>>>>

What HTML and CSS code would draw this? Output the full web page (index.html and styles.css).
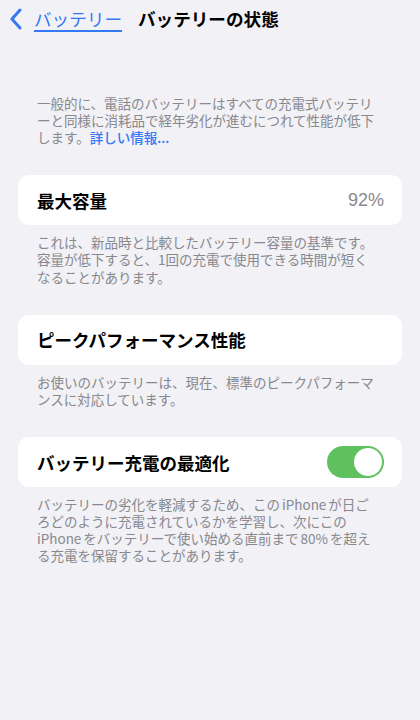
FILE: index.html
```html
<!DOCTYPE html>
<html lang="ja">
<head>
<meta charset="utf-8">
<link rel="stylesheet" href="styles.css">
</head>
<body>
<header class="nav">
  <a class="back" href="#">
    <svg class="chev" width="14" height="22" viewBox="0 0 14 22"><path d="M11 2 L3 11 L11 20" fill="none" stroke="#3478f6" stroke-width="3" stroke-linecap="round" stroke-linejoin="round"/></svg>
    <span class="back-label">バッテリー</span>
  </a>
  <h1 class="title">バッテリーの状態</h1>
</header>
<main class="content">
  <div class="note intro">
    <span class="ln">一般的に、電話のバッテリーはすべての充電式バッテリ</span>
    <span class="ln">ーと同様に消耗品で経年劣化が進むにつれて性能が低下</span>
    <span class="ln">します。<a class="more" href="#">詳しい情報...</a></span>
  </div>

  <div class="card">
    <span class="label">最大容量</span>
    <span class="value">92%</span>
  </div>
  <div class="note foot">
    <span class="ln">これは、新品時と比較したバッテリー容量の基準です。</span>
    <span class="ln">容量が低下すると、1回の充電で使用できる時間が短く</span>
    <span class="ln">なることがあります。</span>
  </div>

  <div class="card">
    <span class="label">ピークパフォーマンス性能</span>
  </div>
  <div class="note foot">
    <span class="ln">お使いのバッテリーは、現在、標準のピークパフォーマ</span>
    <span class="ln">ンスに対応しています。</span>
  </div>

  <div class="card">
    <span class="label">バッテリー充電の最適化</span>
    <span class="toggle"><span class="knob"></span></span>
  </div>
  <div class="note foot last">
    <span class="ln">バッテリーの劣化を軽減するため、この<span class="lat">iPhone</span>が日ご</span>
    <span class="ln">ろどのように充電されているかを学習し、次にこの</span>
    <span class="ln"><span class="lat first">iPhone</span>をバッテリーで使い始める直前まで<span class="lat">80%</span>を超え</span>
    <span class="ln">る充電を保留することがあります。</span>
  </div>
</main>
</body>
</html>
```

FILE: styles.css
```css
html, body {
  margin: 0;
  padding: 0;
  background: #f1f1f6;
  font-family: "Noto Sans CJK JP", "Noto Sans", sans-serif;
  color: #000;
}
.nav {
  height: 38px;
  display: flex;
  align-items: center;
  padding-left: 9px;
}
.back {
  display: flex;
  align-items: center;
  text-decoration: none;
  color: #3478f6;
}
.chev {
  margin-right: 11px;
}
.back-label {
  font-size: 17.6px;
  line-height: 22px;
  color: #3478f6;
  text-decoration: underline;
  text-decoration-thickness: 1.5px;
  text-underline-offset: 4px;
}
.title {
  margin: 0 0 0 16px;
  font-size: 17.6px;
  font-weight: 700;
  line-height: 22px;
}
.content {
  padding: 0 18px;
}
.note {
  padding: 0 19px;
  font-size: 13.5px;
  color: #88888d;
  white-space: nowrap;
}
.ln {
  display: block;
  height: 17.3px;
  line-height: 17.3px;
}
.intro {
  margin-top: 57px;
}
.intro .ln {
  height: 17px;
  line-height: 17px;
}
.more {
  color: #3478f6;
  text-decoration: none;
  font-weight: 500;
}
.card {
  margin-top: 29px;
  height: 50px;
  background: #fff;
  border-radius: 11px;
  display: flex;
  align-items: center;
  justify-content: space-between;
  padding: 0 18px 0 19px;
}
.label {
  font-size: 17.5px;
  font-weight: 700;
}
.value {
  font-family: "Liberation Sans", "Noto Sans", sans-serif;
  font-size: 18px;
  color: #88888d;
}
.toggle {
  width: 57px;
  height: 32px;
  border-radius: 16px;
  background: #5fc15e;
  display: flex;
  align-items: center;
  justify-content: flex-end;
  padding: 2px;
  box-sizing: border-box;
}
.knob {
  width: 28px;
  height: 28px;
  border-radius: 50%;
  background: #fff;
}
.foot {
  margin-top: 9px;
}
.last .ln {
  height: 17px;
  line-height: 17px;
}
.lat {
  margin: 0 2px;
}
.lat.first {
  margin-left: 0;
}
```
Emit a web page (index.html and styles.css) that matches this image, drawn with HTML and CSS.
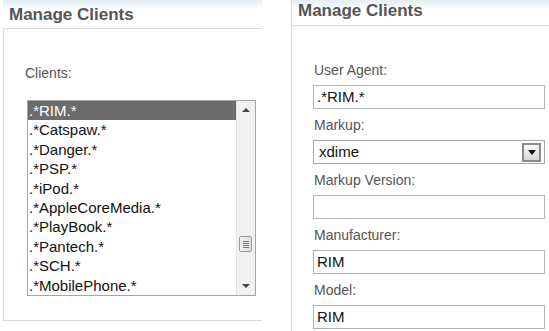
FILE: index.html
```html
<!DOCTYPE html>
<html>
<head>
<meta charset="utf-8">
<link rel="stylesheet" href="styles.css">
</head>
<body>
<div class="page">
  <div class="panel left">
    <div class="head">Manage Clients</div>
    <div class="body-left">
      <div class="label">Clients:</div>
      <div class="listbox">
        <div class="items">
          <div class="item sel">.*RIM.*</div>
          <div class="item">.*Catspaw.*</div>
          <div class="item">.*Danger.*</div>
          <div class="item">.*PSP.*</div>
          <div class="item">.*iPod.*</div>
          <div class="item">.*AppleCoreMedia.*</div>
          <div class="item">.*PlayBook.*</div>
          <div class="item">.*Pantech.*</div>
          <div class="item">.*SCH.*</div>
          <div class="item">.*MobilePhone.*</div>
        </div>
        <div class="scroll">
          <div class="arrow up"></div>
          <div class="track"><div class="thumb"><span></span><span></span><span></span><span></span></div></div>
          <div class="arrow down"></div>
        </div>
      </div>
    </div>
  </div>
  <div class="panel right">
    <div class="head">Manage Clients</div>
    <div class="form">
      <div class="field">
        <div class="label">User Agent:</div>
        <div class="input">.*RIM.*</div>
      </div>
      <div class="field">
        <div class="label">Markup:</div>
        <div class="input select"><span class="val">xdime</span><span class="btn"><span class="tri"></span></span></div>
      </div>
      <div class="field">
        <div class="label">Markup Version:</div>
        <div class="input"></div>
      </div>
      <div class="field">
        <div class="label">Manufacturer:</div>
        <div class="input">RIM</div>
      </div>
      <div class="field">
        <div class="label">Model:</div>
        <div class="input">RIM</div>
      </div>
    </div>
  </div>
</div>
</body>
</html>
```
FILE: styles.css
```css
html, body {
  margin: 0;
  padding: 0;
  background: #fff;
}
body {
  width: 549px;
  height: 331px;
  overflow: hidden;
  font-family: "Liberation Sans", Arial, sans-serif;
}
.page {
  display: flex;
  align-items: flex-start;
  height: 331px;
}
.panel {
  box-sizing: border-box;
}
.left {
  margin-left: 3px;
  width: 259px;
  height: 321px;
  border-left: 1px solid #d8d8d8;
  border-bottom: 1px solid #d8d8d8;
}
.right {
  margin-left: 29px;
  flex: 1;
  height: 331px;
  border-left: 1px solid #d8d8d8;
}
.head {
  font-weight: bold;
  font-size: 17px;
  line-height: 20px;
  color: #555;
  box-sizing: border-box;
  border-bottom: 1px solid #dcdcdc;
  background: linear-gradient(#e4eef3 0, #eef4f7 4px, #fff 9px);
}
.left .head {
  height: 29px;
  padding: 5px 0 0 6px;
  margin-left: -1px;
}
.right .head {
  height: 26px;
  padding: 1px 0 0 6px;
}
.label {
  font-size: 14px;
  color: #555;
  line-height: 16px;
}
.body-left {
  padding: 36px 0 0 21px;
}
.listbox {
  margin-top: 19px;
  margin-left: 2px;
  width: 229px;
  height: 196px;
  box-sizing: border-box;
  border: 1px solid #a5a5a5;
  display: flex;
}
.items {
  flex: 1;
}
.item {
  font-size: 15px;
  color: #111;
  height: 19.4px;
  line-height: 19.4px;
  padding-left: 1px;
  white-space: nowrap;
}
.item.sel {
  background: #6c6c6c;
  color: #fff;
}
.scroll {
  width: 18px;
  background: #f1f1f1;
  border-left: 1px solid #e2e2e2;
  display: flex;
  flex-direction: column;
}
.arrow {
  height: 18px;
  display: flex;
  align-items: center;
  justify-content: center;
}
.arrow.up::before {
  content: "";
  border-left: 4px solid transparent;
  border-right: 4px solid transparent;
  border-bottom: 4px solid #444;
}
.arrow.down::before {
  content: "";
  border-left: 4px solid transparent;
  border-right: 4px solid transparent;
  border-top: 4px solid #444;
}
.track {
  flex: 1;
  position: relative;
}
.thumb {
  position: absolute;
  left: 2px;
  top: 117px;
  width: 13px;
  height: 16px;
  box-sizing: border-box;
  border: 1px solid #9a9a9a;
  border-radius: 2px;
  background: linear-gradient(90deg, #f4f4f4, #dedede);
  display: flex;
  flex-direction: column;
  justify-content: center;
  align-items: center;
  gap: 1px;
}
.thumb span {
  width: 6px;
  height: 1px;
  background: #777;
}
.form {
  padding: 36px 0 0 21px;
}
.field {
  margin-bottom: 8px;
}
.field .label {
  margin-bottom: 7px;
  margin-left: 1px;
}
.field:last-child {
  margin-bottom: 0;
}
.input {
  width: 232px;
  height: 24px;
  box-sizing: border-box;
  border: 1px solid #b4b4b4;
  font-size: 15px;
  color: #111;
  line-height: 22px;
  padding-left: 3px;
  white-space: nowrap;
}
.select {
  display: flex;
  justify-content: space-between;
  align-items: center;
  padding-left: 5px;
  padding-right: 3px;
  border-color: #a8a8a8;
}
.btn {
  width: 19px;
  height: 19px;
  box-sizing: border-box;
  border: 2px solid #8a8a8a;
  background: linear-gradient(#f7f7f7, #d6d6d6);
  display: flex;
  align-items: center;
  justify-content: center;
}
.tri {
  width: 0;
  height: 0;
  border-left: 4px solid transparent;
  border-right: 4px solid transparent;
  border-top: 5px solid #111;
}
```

<<<<

### WHAT TO WORK ON
Gather up every line from the listing above in which the word "index" occurs.

### TASK RESULT
What HTML and CSS code would draw this? Output the full web page (index.html and styles.css).
FILE: index.html
Emit a web page (index.html and styles.css) that matches this image, drawn with HTML and CSS.
FILE: index.html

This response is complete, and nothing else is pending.